The first ATV was actually called an ATC. I should know. I owned it.
Zdeno was a guy who was once motocross champ of whatever eastern European country he came from. One of those countries that's been wiped from the map. Moved to the new land. Got a Honda dealership. It was on Elizabeth Street in Guelph.
I wandered in there one day in '69 or '70. They had this weird hallucination on the showroom floor. A tricycle. Balloon tires. Honda 90 engine. Hi-lo four speed. Looked like something out of a cartoon. I just had to have one.
Kind of odd when you think about it. My very first childhood memory involved a tricycle. I was pedalling my trike up Lorraine Avenue in Guelph, past Billy Kipling's house. Billy was standing on the front lawn. As I passed he hurled his sister's toy iron at me. Those were the days. Little sisters had toy steam irons. Big brothers had toy guns.
So he flings the iron at me, for no reason I could figure out, and bops me square in the head. All I remember is it really hurt, I fell off my trike, causing even more trauma, and I ran home crying.
So now I'm in my mid-teens and I want to buy this trike. Maybe I just wanted to run over Billy's face with it, I don't know. But I had to have it. It was my first bank loan. Dad co-signed.
That Honda three-wheeler was one incredible joy-ride. First thing I figured out is that I could pretty much go indefinitely on either the two back wheels- a wheelie- or two side wheels - a side-wheelie as it were. Sure, a few times I went over backwards and scraped a bit of skin off my ass, but you kind of expected that with anything you bought at a motorcycle shop back in the day.
I soon got the stunt riding thing figured out. Built a little ramp up beside the road. Got all my siblings to lie on the ground behind the ramp. Then I'd jump over them. Sort of like Evil Kneivel except instead of jumping buses you were jumping over your siblings. Nobody ever got hurt.
Must say the design of the Honda ATC was a litigation lawyer's dream. Even after I'd racked up hundreds of hours on this baby, totally unpredictable things could happen. You'd be snaking up a 60 degree incline back in the woods. Low range. Territory that none of your dirt-bikin' buddies could dream of, and suddenly the Honda would do a sharp left and take off down the hill.
I remember the first time I let "the kid" take her for a spin. He's got her at about 50 clicks alongside the irrigation ditch up beside the highway. He's about nine years old at the time. He's whipping along, drifting closer and closer to the ditch. I'm watching, thinking oh shit, he can't be going in the...
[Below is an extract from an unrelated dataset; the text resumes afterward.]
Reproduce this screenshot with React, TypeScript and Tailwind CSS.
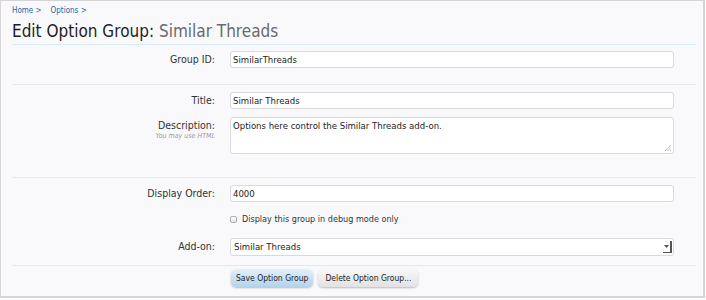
import { useState } from 'react';

const font = { fontFamily: '"DejaVu Sans Condensed", "Liberation Sans Narrow", "Liberation Sans", sans-serif' };

const Label = ({ children, hint }: { children: React.ReactNode; hint?: string }) => (
    <div className="w-[203px] shrink-0 text-right pt-[2px]">
        <div className="text-[10.5px] leading-[13px] text-[#333]">{children}</div>
        {hint && <div className="text-[7px] leading-[9px] italic text-[#9a9a9a]">{hint}</div>}
    </div>
);

const TextBox = ({ value, onChange }: { value: string; onChange: (v: string) => void }) => (
    <input
        type="text"
        value={value}
        onChange={e => onChange(e.target.value)}
        className="block w-full h-[17px] px-[2px] text-[9.5px] text-[#222] bg-white border border-[#d9d9dc] rounded-[3px] outline-none"
    />
);

const Divider = () => <div className="h-px bg-[#e3e9ef]" />;

const App = () => {
    const [form, setForm] = useState({
        groupId: 'SimilarThreads',
        title: 'Similar Threads',
        description: 'Options here control the Similar Threads add-on.',
        displayOrder: '4000',
        debugOnly: false
    });

    return (
        <div className="w-[705px] h-[298px] bg-[#f9f9fc] border border-[#d4d4d9] border-r-2 border-b-2 pl-[11px] pr-[7px] leading-none" style={font}>
            {/* Header */}
            <div className="pt-[5px] text-[8px] leading-[10px] text-[#2b65a0] flex gap-[9px]">
                <span>Home &gt;</span>
                <span>Options &gt;</span>
            </div>
            <h1 className="mt-[5px] text-[17px] leading-[20px] text-[#1e1e1e]">
                Edit Option Group: <span className="text-[#6a6a6a]">Similar Threads</span>
            </h1>
            <div className="mt-[3px] h-px bg-[#d5ecf7]" />

            {/* Group ID */}
            <div className="flex gap-[15px] pt-[6px] pb-[16px]">
                <Label>Group ID:</Label>
                <div className="flex-1 pr-[22px]">
                    <TextBox value={form.groupId} onChange={v => setForm({ ...form, groupId: v })} />
                </div>
            </div>
            <Divider />

            {/* Title + Description */}
            <div className="flex gap-[15px] pt-[7px]">
                <Label>Title:</Label>
                <div className="flex-1 pr-[22px]">
                    <TextBox value={form.title} onChange={v => setForm({ ...form, title: v })} />
                </div>
            </div>
            <div className="flex gap-[15px] pt-[8px] pb-[23px]">
                <Label hint="You may use HTML">Description:</Label>
                <div className="flex-1 pr-[22px]">
                    <div className="relative">
                        <textarea
                            value={form.description}
                            onChange={e => setForm({ ...form, description: e.target.value })}
                            className="block w-full h-[37px] px-[2px] py-[2px] text-[9.5px] leading-[12px] text-[#222] bg-white border border-[#d9d9dc] rounded-[3px] outline-none resize-none"
                        />
                        <svg className="absolute right-[3px] bottom-[3px]" width="7" height="7" viewBox="0 0 7 7">
                            <path d="M1 7L7 1M3.5 7L7 3.5M6 7L7 6" stroke="#aaa" strokeWidth="0.8" />
                        </svg>
                    </div>
                </div>
            </div>
            <Divider />

            {/* Display order, debug, add-on */}
            <div className="flex gap-[15px] pt-[7px]">
                <Label>Display Order:</Label>
                <div className="flex-1 pr-[22px]">
                    <TextBox value={form.displayOrder} onChange={v => setForm({ ...form, displayOrder: v })} />
                </div>
            </div>
            <div className="flex gap-[15px] pt-[11px]">
                <div className="w-[203px] shrink-0" />
                <label
                    onClick={() => setForm({ ...form, debugOnly: !form.debugOnly })}
                    className="flex items-center gap-[5px] text-[9px] leading-[12px] text-[#333]"
                >
                    <span className="w-[7px] h-[7px] rounded-[2px] border border-[#b0b0b4] bg-gradient-to-b from-white to-[#e4e4e8]" />
                    Display this group in debug mode only
                </label>
            </div>
            <div className="flex gap-[15px] pt-[13px] pb-[9px]">
                <Label>Add-on:</Label>
                <div className="flex-1 pr-[22px]">
                    <div className="relative h-[18px] bg-white border border-[#d9d9dc] rounded-[3px] text-[9.5px] leading-[16px] text-[#222] px-[3px]">
                        Similar Threads
                        <div className="absolute right-[1px] top-[2px] w-[9px] h-[12px] border-r-2 border-b border-[#555] flex items-center justify-center">
                            <svg width="5" height="3" viewBox="0 0 5 3"><path d="M0 0h5L2.5 3z" fill="#555" /></svg>
                        </div>
                    </div>
                </div>
            </div>
            <Divider />

            {/* Buttons */}
            <div className="flex gap-[15px] pt-[3px]">
                <div className="w-[203px] shrink-0" />
                <div className="flex gap-[5px] pl-[1px]">
                    <button type="button" className="h-[18px] px-[5px] rounded-[5px] text-[8.5px] leading-none text-[#222] bg-gradient-to-b from-[#e3f0f9] to-[#b3d3ea] shadow-[0_1px_2px_rgba(0,0,0,0.25)]">
                        Save Option Group
                    </button>
                    <button type="button" className="h-[18px] px-[7px] rounded-[5px] text-[8.5px] leading-none text-[#222] bg-gradient-to-b from-[#f8f8f8] to-[#e2e2e5] shadow-[0_1px_2px_rgba(0,0,0,0.25)]">
                        Delete Option Group...
                    </button>
                </div>
            </div>
        </div>
    );
};

export default App;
And the ATC disappears from view, tumbling into the ditch. Holy shit! I just killed my little brother... I run for the ditch, look over the edge. Eight feet below me I see three balloon tires, and up beside the front tire, there's the kid's face. He's looking at me. Then he starts to laugh. The ATC has flipped, he's trapped underneath, but he landed in mud and two feet of water. It broke his fall. He's OK!
Unfortunately, not everybody who had one of those three-wheelers go its own way had such a happy ending. Honda had a flood of law-suits over the controlability of their three-wheelers. So they stopped making them and along came the four-wheeler. Less fun. Less law-suits. But today in rural America, the four-wheelers are everywhere.
Before they pulled the plug on production, Honda had seriously upgraded their three-wheeler. The balloon tires went the second year of production, in favor of off-road knobbies. They upped the power. You could get 185's, 250's, and more. Yamaha and Suzuki even got into the act before the legal tsunami hit the fan.
Then the three-wheelers morphed into four-wheerlers. They're everywhere. But I'm looking for a good clean three wheeler. At least a 250. Give me a shout if you have one for sale.
I'm still looking to run over Billy Kipling's face.